The Psychology of the Servant Problem

From Servants: A Downstairs History of Britain from the Nineteenth Century to Modern Times, by Lucy Lethbridge (Norton, 2013), Kindle Loc. 2733-2769:

The author Ronald Blythe has suggested that in the years after the end of the First World War, a terrible shame and guilt crept over people at the sight of ‘unemployed ex-servicemen and their families, these hordes of shabby young men and women made spiritless, drab and ugly by broken promises, malnutrition and loss of hope’. It produced, Blythe went on, in the middle classes, a ‘contempt for working-class people of a kind quite unknown before the war began’….

Helen Campbell, American author of Household Economics, in 1907 defined one of the central paradoxes of the servant-master relationship, certainly as it was played out in the small home: ‘The condition of domestic servitude allows only the development of a certain degree of ability, not sufficient to perform our complex domestic industries. So there we are. When we find a person able to carry on modern household industries, that person will not be our servant. And when we find a person willing to be our servant, that person is unable to carry on modern household industries.’ Most people preferred not to look closely at the relationship, with its awkwardness and its responsibilities. One woman writer in the early twenties, however, was brave enough to address it full on, and with a refreshing determination to look its contradictions straight in the eye. Under the pseudonym Dion Fortune, Violet Firth went on to became a theosophist, occultist, psychic, a founder of the esoteric society, ‘The Fraternity of the Inner Light’, and the author of now long-forgotten works such as The Goat-Foot God and The Cosmic Doctrine. In the years immediately after the war, however, Firth was also a student of psychoanalysis, practising (under her own name) as a lay psychotherapist in London.

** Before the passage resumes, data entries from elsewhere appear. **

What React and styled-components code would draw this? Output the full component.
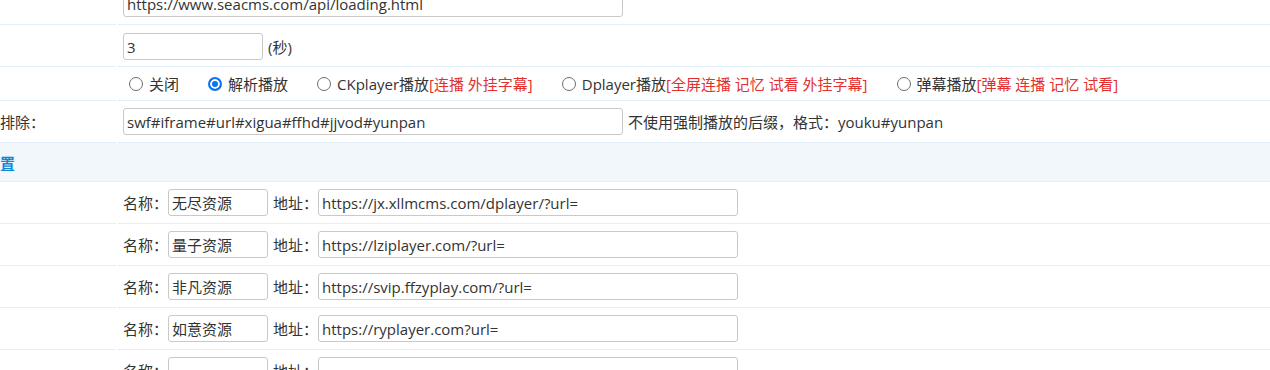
import React from "react";
import styled, { createGlobalStyle } from "styled-components";

const GlobalStyle = createGlobalStyle`
  html, body {
    margin: 0;
    padding: 0;
    background: #fff;
    overflow: hidden;
  }
  body {
    font-family: "Open Sans", "Noto Sans CJK SC", sans-serif;
    font-size: 15px;
    color: #333;
  }
`;

const Table = styled.div`
  margin-top: -17px;
  display: flex;
  flex-direction: column;
  width: 1270px;
`;

const Row = styled.div`
  display: flex;
  column-gap: 2px;
  height: ${(p) => p.$h || 42}px;
`;

const Cell = styled.div`
  box-sizing: border-box;
  border-bottom: 1px solid #e2eef8;
  display: flex;
  align-items: center;
  white-space: nowrap;
`;

const LabelCell = styled(Cell)`
  width: 116px;
  flex: none;
  padding-top: ${(p) => p.$pt || 0}px;
`;

const ContentCell = styled(Cell)`
  flex: 1;
  padding-left: 5px;
  padding-top: ${(p) => p.$pt || 0}px;
`;

const SectionHeader = styled.div`
  box-sizing: border-box;
  height: 39px;
  border-bottom: 1px solid #e2eef8;
  background: #f2f7fb;
  display: flex;
  align-items: center;
  color: #0d8ad3;
  font-weight: bold;
`;

const TextInput = styled.input`
  box-sizing: border-box;
  width: ${(p) => p.$w}px;
  height: 27px;
  margin: 0;
  padding: 0 3px;
  border: 1px solid #c9c9c9;
  border-radius: 3px;
  font-family: "Open Sans", "Noto Sans CJK SC", sans-serif;
  font-size: 15px;
  color: #333;
  background: #fff;
  outline: none;
`;

const Suffix = styled.span`
  margin-left: ${(p) => p.$ml || 5}px;
`;

const RadioGroup = styled.div`
  display: flex;
  align-items: center;
  column-gap: 29px;
  padding-left: 6px;
`;

const Option = styled.label`
  display: inline-flex;
  align-items: center;
  column-gap: 6px;
`;

const Radio = styled.input`
  appearance: none;
  box-sizing: border-box;
  width: 14px;
  height: 14px;
  margin: 0;
  border: 1px solid #6e6e6e;
  border-radius: 50%;
  background: #fff;
  flex: none;

  &:checked {
    border: 2px solid #0a74f5;
    background: #0a74f5;
    box-shadow: inset 0 0 0 2px #fff;
  }
`;

const Red = styled.span`
  color: #e2302f;
`;

const FieldLabel = styled.span``;

const Gap = styled.span`
  display: inline-block;
  flex: none;
  width: ${(p) => p.$w}px;
`;

const sources = [
  { name: "无尽资源", url: "https://jx.xllmcms.com/dplayer/?url=" },
  { name: "量子资源", url: "https://lziplayer.com/?url=" },
  { name: "非凡资源", url: "https://svip.ffzyplay.com/?url=" },
  { name: "如意资源", url: "https://ryplayer.com?url=" },
  { name: "", url: "" },
];

const options = [
  { text: "关闭", extra: "" },
  { text: "解析播放", extra: "", checked: true },
  { text: "CKplayer播放", extra: "[连播 外挂字幕]" },
  { text: "Dplayer播放", extra: "[全屏连播 记忆 试看 外挂字幕]" },
  { text: "弹幕播放", extra: "[弹幕 连播 记忆 试看]" },
];

export default function App() {
  return (
    <>
      <GlobalStyle />
      <Table>
        <Row>
          <LabelCell />
          <ContentCell>
            <TextInput $w={500} defaultValue="https://www.seacms.com/api/loading.html" />
          </ContentCell>
        </Row>
        <Row>
          <LabelCell />
          <ContentCell $pt={2}>
            <TextInput $w={140} defaultValue="3" />
            <Suffix $ml={5}>(秒)</Suffix>
          </ContentCell>
        </Row>
        <Row $h={34}>
          <LabelCell />
          <ContentCell>
            <RadioGroup>
              {options.map((o) => (
                <Option key={o.text}>
                  <Radio type="radio" name="playmode" defaultChecked={!!o.checked} />
                  <span>
                    {o.text}
                    {o.extra && <Red>{o.extra}</Red>}
                  </span>
                </Option>
              ))}
            </RadioGroup>
          </ContentCell>
        </Row>
        <Row>
          <LabelCell>排除：</LabelCell>
          <ContentCell>
            <TextInput $w={500} defaultValue="swf#iframe#url#xigua#ffhd#jjvod#yunpan" />
            <Suffix $ml={5}>不使用强制播放的后缀，格式：youku#yunpan</Suffix>
          </ContentCell>
        </Row>
        <SectionHeader>置</SectionHeader>
        {sources.map((s, i) => (
          <Row key={i}>
            <LabelCell />
            <ContentCell>
              <FieldLabel>名称：</FieldLabel>
              <TextInput $w={100} defaultValue={s.name} />
              <Gap $w={5} />
              <FieldLabel>地址：</FieldLabel>
              <TextInput $w={420} defaultValue={s.url} />
            </ContentCell>
          </Row>
        ))}
      </Table>
    </>
  );
}
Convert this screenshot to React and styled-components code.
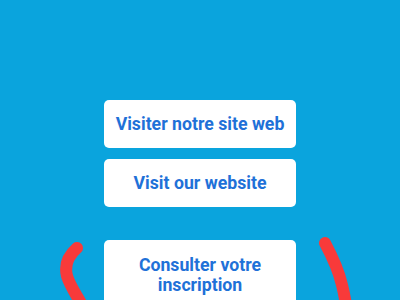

In 1925, she published a remarkable short polemic entitled The Psychology of the Servant Problem, which would be a work of radicalism in any age. Drawing on her years of war work as a gardener for a big country house, Firth examined what lay behind the intractable and inexplicable problem of what domestic service meant to those who had to perform it. She recognised, crucially, that what made service so difficult to define, and therefore to legislate for, was the hazy nature of the relationships in the home. ‘Because I was also a servant and had to come in at the back door, I got to know the minds and feelings of those girls I met during those three years,’ wrote Firth, pointing out that the disinclination of girls to become maids was not a matter only of wages but of something deeper: ‘being a servant is very painful to one’s self-respect and no amount of money will compensate that injury to anyone who has independence of spirit’.

Being a servant was an ‘identity’, not just a job. The Psychology of the Servant Problem was a call to the renewal of education for all women, of all classes, for domestic work to be regarded without sentimentality but with the same respect accorded to any other form of work. Firth actually looked forward to a time ‘when the home-help might freely be able to choose a husband from the family she serves’. The ‘servant problem’, as Firth saw it, was not one simply of demand outstripping supply, or of a failure in the ‘quality’ of the servants available, but of deeply held attitudes, of unexamined habits masquerading as unbreachable social certainties.

Violet Firth was far ahead of her time, grasping the knotty contradictions of domestic labour that were to characterise the theme during the rest of the century. How are women to enjoy the fruits of education and liberation if they are not relieved of the burden of domestic work in the person of another woman? When Frances Marshall, intellectual and Bloomsbury set member, set up home with Ralph Partridge in their first flat in Bloomsbury in the late 1920s, she employed a maid, a ‘frightened, middle-aged spinster’, who came to ‘do for us’: poor shadowy Mabel, one of the lonely civilian casualties of war. Frances took care not to tell her that she and Ralph were unmarried lest her respectable sensibilities be shocked. ‘Who bought the bacon, the butter, the fish? I suspect it was our faithful Mabel. I’ve no recollection of doing it myself.’